__PROVIDED DATA__.
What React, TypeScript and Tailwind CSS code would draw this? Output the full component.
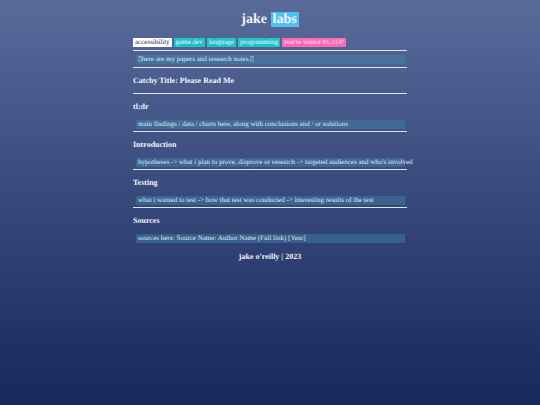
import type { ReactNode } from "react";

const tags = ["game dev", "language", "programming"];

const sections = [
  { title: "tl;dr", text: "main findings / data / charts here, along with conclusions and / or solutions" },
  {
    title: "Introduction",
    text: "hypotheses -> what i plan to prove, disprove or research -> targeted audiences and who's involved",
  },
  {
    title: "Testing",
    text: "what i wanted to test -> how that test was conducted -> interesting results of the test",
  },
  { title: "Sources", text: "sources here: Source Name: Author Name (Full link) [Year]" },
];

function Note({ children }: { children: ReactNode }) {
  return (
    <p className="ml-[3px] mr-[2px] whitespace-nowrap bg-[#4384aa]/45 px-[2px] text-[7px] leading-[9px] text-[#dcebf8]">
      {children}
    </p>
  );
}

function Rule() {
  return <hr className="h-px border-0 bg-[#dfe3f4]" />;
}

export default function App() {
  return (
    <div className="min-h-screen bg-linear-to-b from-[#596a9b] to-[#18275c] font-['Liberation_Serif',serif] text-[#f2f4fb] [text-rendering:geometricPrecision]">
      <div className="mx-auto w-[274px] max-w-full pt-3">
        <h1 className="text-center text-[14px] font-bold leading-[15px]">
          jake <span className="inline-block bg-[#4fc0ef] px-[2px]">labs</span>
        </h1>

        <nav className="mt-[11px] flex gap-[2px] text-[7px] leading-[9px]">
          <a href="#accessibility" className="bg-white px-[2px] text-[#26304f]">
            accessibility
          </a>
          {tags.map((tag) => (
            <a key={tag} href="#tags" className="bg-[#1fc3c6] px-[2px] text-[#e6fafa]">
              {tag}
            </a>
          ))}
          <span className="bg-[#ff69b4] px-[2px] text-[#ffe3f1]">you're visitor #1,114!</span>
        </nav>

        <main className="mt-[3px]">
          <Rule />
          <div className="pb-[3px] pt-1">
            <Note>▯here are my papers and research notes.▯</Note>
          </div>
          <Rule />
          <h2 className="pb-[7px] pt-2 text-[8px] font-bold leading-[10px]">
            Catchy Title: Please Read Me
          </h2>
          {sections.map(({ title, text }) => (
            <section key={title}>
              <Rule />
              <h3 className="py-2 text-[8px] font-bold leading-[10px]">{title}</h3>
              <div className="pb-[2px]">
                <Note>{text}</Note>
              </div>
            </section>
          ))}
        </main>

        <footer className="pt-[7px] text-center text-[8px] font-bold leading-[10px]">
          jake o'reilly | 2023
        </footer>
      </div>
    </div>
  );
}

__WRITTEN EXERCISE__.
Return each line from the material above exactly, but not the pictures.

__TASK RESULT__.
What React, TypeScript and Tailwind CSS code would draw this? Output the full component.
import type { ReactNode } from "react";

const tags = ["game dev", "language", "programming"];

const sections = [
  { title: "tl;dr", text: "main findings / data / charts here, along with conclusions and / or solutions" },
  {
    title: "Introduction",
    text: "hypotheses -> what i plan to prove, disprove or research -> targeted audiences and who's involved",
  },
  {
    title: "Testing",
    text: "what i wanted to test -> how that test was conducted -> interesting results of the test",
  },
  { title: "Sources", text: "sources here: Source Name: Author Name (Full link) [Year]" },
];

function Note({ children }: { children: ReactNode }) {
  return (
    <p className="ml-[3px] mr-[2px] whitespace-nowrap bg-[#4384aa]/45 px-[2px] text-[7px] leading-[9px] text-[#dcebf8]">
      {children}
    </p>
  );
}

function Rule() {
  return <hr className="h-px border-0 bg-[#dfe3f4]" />;
}

export default function App() {
  return (
    <div className="min-h-screen bg-linear-to-b from-[#596a9b] to-[#18275c] font-['Liberation_Serif',serif] text-[#f2f4fb] [text-rendering:geometricPrecision]">
      <div className="mx-auto w-[274px] max-w-full pt-3">
        <h1 className="text-center text-[14px] font-bold leading-[15px]">
          jake <span className="inline-block bg-[#4fc0ef] px-[2px]">labs</span>
        </h1>

        <nav className="mt-[11px] flex gap-[2px] text-[7px] leading-[9px]">
          <a href="#accessibility" className="bg-white px-[2px] text-[#26304f]">
            accessibility
          </a>
          {tags.map((tag) => (
            <a key={tag} href="#tags" className="bg-[#1fc3c6] px-[2px] text-[#e6fafa]">
              {tag}
            </a>
          ))}
          <span className="bg-[#ff69b4] px-[2px] text-[#ffe3f1]">you're visitor #1,114!</span>
        </nav>

        <main className="mt-[3px]">
          <Rule />
          <div className="pb-[3px] pt-1">
            <Note>▯here are my papers and research notes.▯</Note>
          </div>
          <Rule />
          <h2 className="pb-[7px] pt-2 text-[8px] font-bold leading-[10px]">
            Catchy Title: Please Read Me
          </h2>
          {sections.map(({ title, text }) => (
            <section key={title}>
              <Rule />
              <h3 className="py-2 text-[8px] font-bold leading-[10px]">{title}</h3>
              <div className="pb-[2px]">
                <Note>{text}</Note>
              </div>
            </section>
          ))}
        </main>

        <footer className="pt-[7px] text-center text-[8px] font-bold leading-[10px]">
          jake o'reilly | 2023
        </footer>
      </div>
    </div>
  );
}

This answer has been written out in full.